Habre rupanya sadar bila gagal mengusir para pemberontak dari
Abeche, ia bisa Jatuh. Hingga ia tak segan-segan mengerahkan
pasukan besar-besaran. Sebab untuk merebut Abeche lagi tidak
mudah. Kota itu terletak di tengah bukit-bukit karang.
Gebrakan Oueddei cukup mencemaskan Amerika Serikat. Sebab
diberitakan kemajuan Oueddei adalah berkat bantuan pasukan dan
persenjataan Libya. Sementara AS berdiri "di belakang" Habre.

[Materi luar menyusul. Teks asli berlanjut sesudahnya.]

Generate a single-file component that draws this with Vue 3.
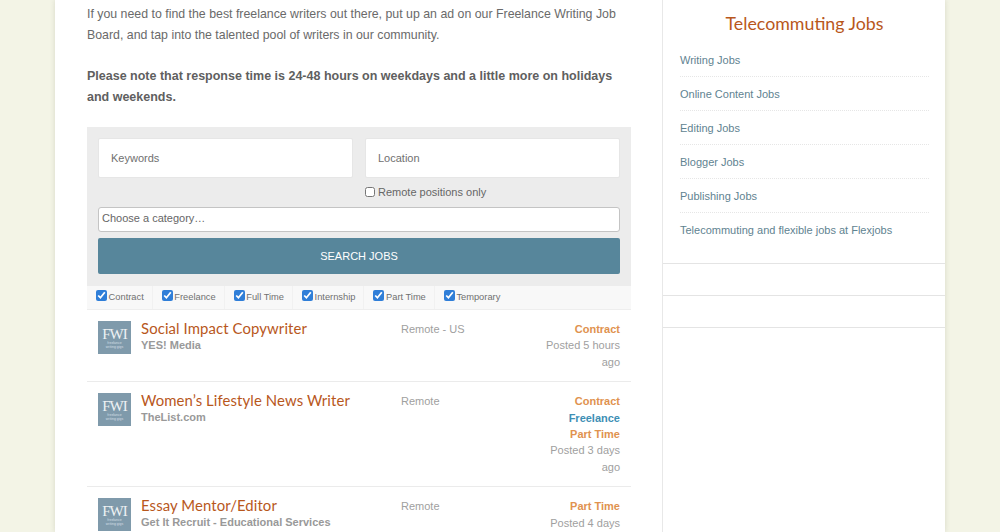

"AS hanya bisa mendorong negara-negara lain menjaga Qaddafi
untuk tidak mengubah peta politih Afrika," tulis koran
Washington Post.
Tapi AS tak sendiri mendukung Habre Zaire, anggota Organisasi
Persatuan Afrika, bahkan mengirimkan 1.750 tentara (250 di
antaranya parakomando) untuk merebut Abeche dan mempertahankan
Ndjamena. Sementara itu Prancis, pembantu terbesar bekas wilayah
jajahannya ini, mengirim bantuan "terbatas" pada truk, bahan
bakar, dan senjata antitank. "Prancis harus mengulangi," ujar
Presiden Francois Mitterand! "bahwa ia tidak bisa berpeluk dada
membiarkan Chad jadi mangsa petualang asing.' Mitterand pun
pernah mengirim bantuan senjata kepada Oueddei sewaktu masih
jadi presiden Chad.
Dalam wawancara dengan wartawan harian Prancis, Le Matin,
Oueddei mengatakan persenjataan Prancis tak bisa menghentikan
gerakannya seperti di tahun 1978. "Namun kalau bantuan Prancis
kepada Habre tidak segera dihentikan, kami akan merambatkan
perang ke luar Chad . . . sampai ke jalan jalan di Kota Paris,"
tambahnya.
Untuk sementara, keamanan di Chad telah pulih kembali. Namun
denyut pergolakan di jantung Afrika itu bisa timbul lagi
sewaktu-waktu. Presiden Habre adalah pemimpin Chad yang tak
disukai Qaddafi. Sebab, Qaddafi berambisi membentuk satu negara
Islam dari Libya hingga ke Gurun Sahara di selatan. Tahun 1981
Chad dan Libya telah mengumumkan persetujuan penggabungan yang
ditandatangani oleh Qaddaf dan Oueddei. Tapi belum sampai
terealisasi Oueddei sudah digulingkan Habre.